Malaysia
- Association: Malaysian Hockey Confederation
- Confederation: AHF (Asia)

FIH ranking
- Current: 12 (January 2026)

World Cup
- Appearances: 1 (first in 2025)
- Best result: 11th (2025)

Asia Cup
- Appearances: 9 (first in 2008)
- Best result: 1st (2022)

= Malaysia men's national indoor hockey team =

The Malaysia men's national indoor hockey team represents the Malaysia in men's international indoor hockey and is controlled by the Malaysian Hockey Confederation.

==History==
Malaysia has been fielding an indoor hockey team as early as 2007, when it sent a team at the 2nd Asian Indoor Games in Macau.

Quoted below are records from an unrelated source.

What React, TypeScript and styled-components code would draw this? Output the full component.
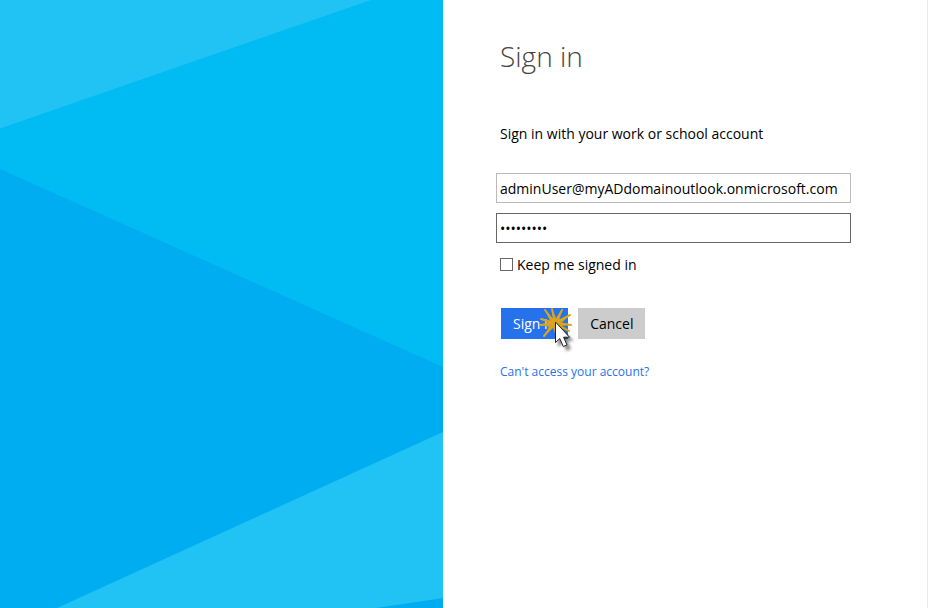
import React, { useId } from "react";
import styled, { createGlobalStyle, css } from "styled-components";

const GlobalStyle = createGlobalStyle`
  *, *::before, *::after { box-sizing: border-box; }
  body {
    margin: 0;
    background: #ffffff;
    color: #000000;
    font-family: "Open Sans", "Noto Sans", sans-serif;
    font-size: 14px;
    line-height: 20px;
  }
`;

const Page = styled.div`
  display: grid;
  grid-template-columns: 443fr 485fr;
  min-height: 100vh;
`;

const Artwork = styled.svg`
  display: block;
  width: 100%;
  height: 100%;
  min-height: 0;
  background: #00adf1;
`;

const Panel = styled.main`
  padding: 36px 76px 36px 53px;
  border-right: 1px solid #ebebeb;
`;

const Title = styled.h1`
  margin: 0 0 84px;
  padding-left: 4px;
  color: #444444;
  font-size: 28px;
  font-weight: 300;
  line-height: 40px;
`;

const Form = styled.form`
  display: flex;
  flex-direction: column;
`;

const Intro = styled.p`
  margin: -36px 0 29px;
  padding-left: 4px;
`;

const Fields = styled.div`
  display: flex;
  flex-direction: column;
  gap: 10px;
`;

const TextField = styled.input<{ $active?: boolean }>`
  width: 100%;
  height: 30px;
  padding: 1px 3px 0;
  border: 1px solid ${(p) => (p.$active ? "#666666" : "#bababa")};
  border-radius: 0;
  outline: none;
  background: #ffffff;
  color: #000000;
  font: inherit;
`;

const KeepRow = styled.div`
  display: flex;
  align-items: center;
  gap: 4px;
  margin-top: 12px;
  padding-left: 4px;
`;

const CheckBox = styled.input`
  appearance: none;
  width: 13px;
  height: 13px;
  margin: 0 0 2px;
  border: 1px solid #666666;
  background: #ffffff;

  &:checked {
    background: #2672ec;
  }
`;

const Actions = styled.div`
  display: flex;
  gap: 10px;
  margin-top: 33px;
  padding-left: 5px;
`;

const Button = styled.button<{ $primary?: boolean }>`
  position: relative;
  height: 31px;
  padding: 0 12px;
  border: 0;
  font: inherit;
  ${(p) =>
    p.$primary
      ? css`
          background: #2672ec;
          color: #ffffff;
        `
      : css`
          background: #cccccc;
          color: #000000;
        `}
`;

const Pointer = styled.svg`
  position: absolute;
  top: -2px;
  right: -8px;
  width: 40px;
  height: 50px;
  overflow: visible;
  pointer-events: none;
`;

const HelpLink = styled.a`
  align-self: flex-start;
  margin-top: 23px;
  padding-left: 4px;
  color: #2672ec;
  font-size: 12px;
  text-decoration: none;
`;

function Backdrop() {
  return (
    <Artwork viewBox="0 0 443 608" preserveAspectRatio="none" aria-hidden="true">
      <path d="M0 0H443V367L0 169Z" fill="#00bcf3" />
      <path d="M0 0H371L0 128.500Z" fill="#20c3f4" />
      <path d="M443 432V608H57Z" fill="#20c3f4" />
      <path d="M443 598V608H376Z" fill="#00adf1" />
    </Artwork>
  );
}

function ClickPointer() {
  const blurId = useId();
  return (
    <Pointer viewBox="0 0 40 50" aria-hidden="true">
      <defs>
        <filter id={blurId} x="-50%" y="-50%" width="200%" height="200%">
          <feGaussianBlur stdDeviation="1.5" />
        </filter>
      </defs>
      <path
        d="M15 17L8.500 3.500L17 13L16 2.500L20 12L26.500 3L23.500 13.500L34.500 8.500L26 16.500L36 18.500L26 20L34 25.500L23 22L20 30L17 22L7.500 30.500L13 21L4 19L13 17.500L4.500 13Z"
        fill="#c9a02c"
      />
      <path
        d="M19 17L9 4M19 17L16 3M19 17L26 4M19 17L34 9M19 17L35 19M19 17L33 25M19 17L8 30M19 17L4 19M19 17L5 13"
        stroke="#dca51c"
        strokeWidth="2"
        strokeLinecap="round"
      />
      <path
        d="M19 17V38L24 34L27.500 42L32 40L28.500 32H35Z"
        transform="translate(3 3)"
        fill="#000000"
        opacity="0.450"
        filter={`url(#${blurId})`}
      />
      <path
        d="M19.500 16V36.500L23.800 32.600L27.300 40.500L31 38.900L27.600 31.200H33.500Z"
        fill="#ffffff"
        stroke="#222222"
        strokeLinejoin="round"
      />
    </Pointer>
  );
}

export default function App() {
  return (
    <>
      <GlobalStyle />
      <Page>
        <Backdrop />
        <Panel>
          <Title>Sign in</Title>
          <Form onSubmit={(e) => e.preventDefault()}>
            <Intro>Sign in with your work or school account</Intro>
            <Fields>
              <TextField
                type="email"
                aria-label="Email"
                defaultValue="adminUser@myADdomainoutlook.onmicrosoft.com"
              />
              <TextField $active type="password" aria-label="Password" defaultValue="password1" />
            </Fields>
            <KeepRow>
              <CheckBox type="checkbox" id="keep" />
              <label htmlFor="keep">Keep me signed in</label>
            </KeepRow>
            <Actions>
              <Button $primary type="submit">
                Sign in
                <ClickPointer />
              </Button>
              <Button type="button">Cancel</Button>
            </Actions>
            <HelpLink href="#recover">Can't access your account?</HelpLink>
          </Form>
        </Panel>
      </Page>
    </>
  );
}
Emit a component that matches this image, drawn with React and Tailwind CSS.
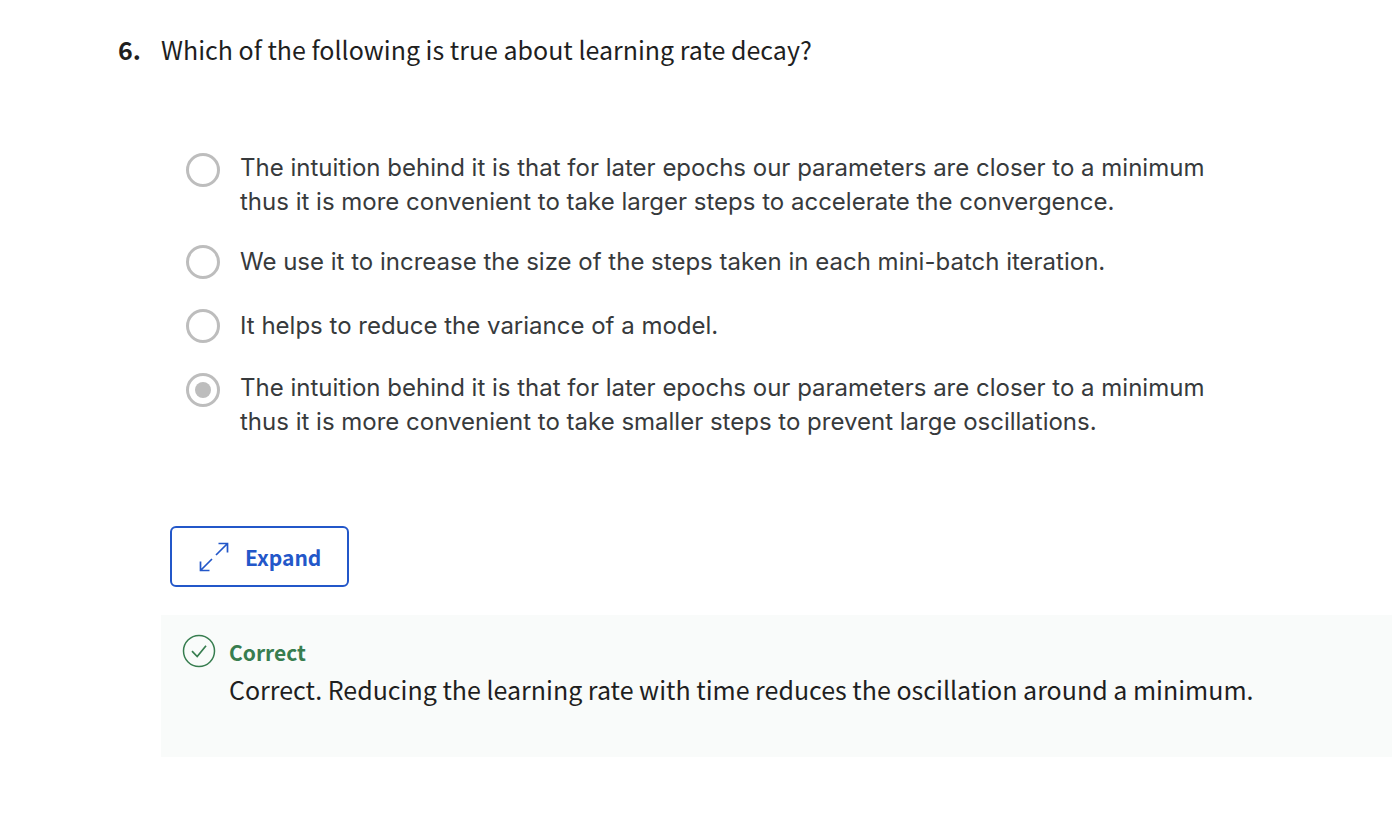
const options = [
  {
    text: "The intuition behind it is that for later epochs our parameters are closer to a minimum thus it is more convenient to take larger steps to accelerate the convergence.",
    multiline: true,
  },
  {
    text: "We use it to increase the size of the steps taken in each mini-batch iteration.",
  },
  { text: "It helps to reduce the variance of a model." },
  {
    text: "The intuition behind it is that for later epochs our parameters are closer to a minimum thus it is more convenient to take smaller steps to prevent large oscillations.",
    multiline: true,
    checked: true,
  },
];

function Option({ id, text, multiline, checked }) {
  return (
    <div className="flex items-start gap-5">
      <input
        type="radio"
        id={id}
        name="answer"
        defaultChecked={checked}
        className="grid size-[34px] shrink-0 appearance-none place-items-center rounded-full border-3 border-[#bdbdbd] bg-white checked:before:size-4 checked:before:rounded-full checked:before:bg-[#bdbdbd] checked:before:content-['']"
      />
      <label
        htmlFor={id}
        className={`max-w-[980px] font-['Inter','Liberation_Sans',sans-serif] text-[24px] leading-[34px] text-[#373a3c] ${
          multiline ? "-mt-0.5 -mb-1" : ""
        }`}
      >
        {text}
      </label>
    </div>
  );
}

export default function App() {
  return (
    <main className="bg-white pt-[30px] pb-16 pl-[118px] font-['Noto_Sans_CJK_SC',sans-serif] text-[#1f1f1f]">
      <div className="flex">
        <span className="w-[43px] shrink-0 text-[25px] leading-[38px] font-bold">6.</span>
        <div className="min-w-0 flex-1">
          <h1 id="question" className="text-[25px] leading-[38px]">
            Which of the following is true about learning rate decay?
          </h1>

          <div
            role="radiogroup"
            aria-labelledby="question"
            className="flex flex-col gap-[30px] pt-[85px] pl-[25px]"
          >
            {options.map((option, i) => (
              <Option key={i} id={`option-${i}`} {...option} />
            ))}
          </div>

          <button
            type="button"
            className="mt-[91px] ml-[9px] flex h-[61px] items-center gap-4 rounded-md border-2 border-[#2357c9] pr-[26px] pl-[27px] text-[#2357c9]"
          >
            <svg viewBox="0 0 30 30" className="size-[30px]" fill="none" stroke="currentColor" strokeWidth="1.7" aria-hidden="true">
              <path d="M17 13 28.5 1.5M19.5 1.5h9v9M13 17 1.5 28.5M1.5 19.5v9h9" />
            </svg>
            <span className="text-[21px] leading-8 font-bold">Expand</span>
          </button>

          <section className="mt-7 flex gap-[13px] bg-[#f9fbfa] pt-[19px] pb-[49px] pl-[21px]">
            <svg viewBox="0 0 34 34" className="size-[34px] shrink-0" fill="none" stroke="#377d4f" aria-hidden="true">
              <circle cx="17" cy="17" r="15.5" strokeWidth="1.5" />
              <path d="m10 17.2 5.2 5.3 8.8-10.7" strokeWidth="1.7" />
            </svg>
            <div>
              <h2 className="text-[21px] leading-[36px] font-bold text-[#377d4f]">Correct</h2>
              <p className="text-[25px] leading-[38px]">
                Correct. Reducing the learning rate with time reduces the oscillation around a minimum.
              </p>
            </div>
          </section>
        </div>
      </div>
    </main>
  );
}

Malaysia has been a long-time participant in the Men's Indoor Hockey Asia Cup, which has been dominated by Iran since the tournament's inaugural edition in 2008. Malaysia hosted the first three editions in Ipoh in 2008, 2009, and 2010, finishing as runners-up on each occasion. The team subsequently finished third in 2012 before again reaching the final in 2014. Malaysia did not participate in the 2015 edition.

Indoor hockey was introduced at the 2017 SEA Games in Malaysia, where the hosts won the inaugural men's tournament. They successfully defended the title at the 2019 SEA Games in the Philippines

In the 2022 edition, Malaysia won its first Asia Cup title in Thailand, defeating Iran in the final and ending Iran's eight-title winning streak. At the 2023 SEA Games in Cambodia, Malaysia reached the final again but settled for silver.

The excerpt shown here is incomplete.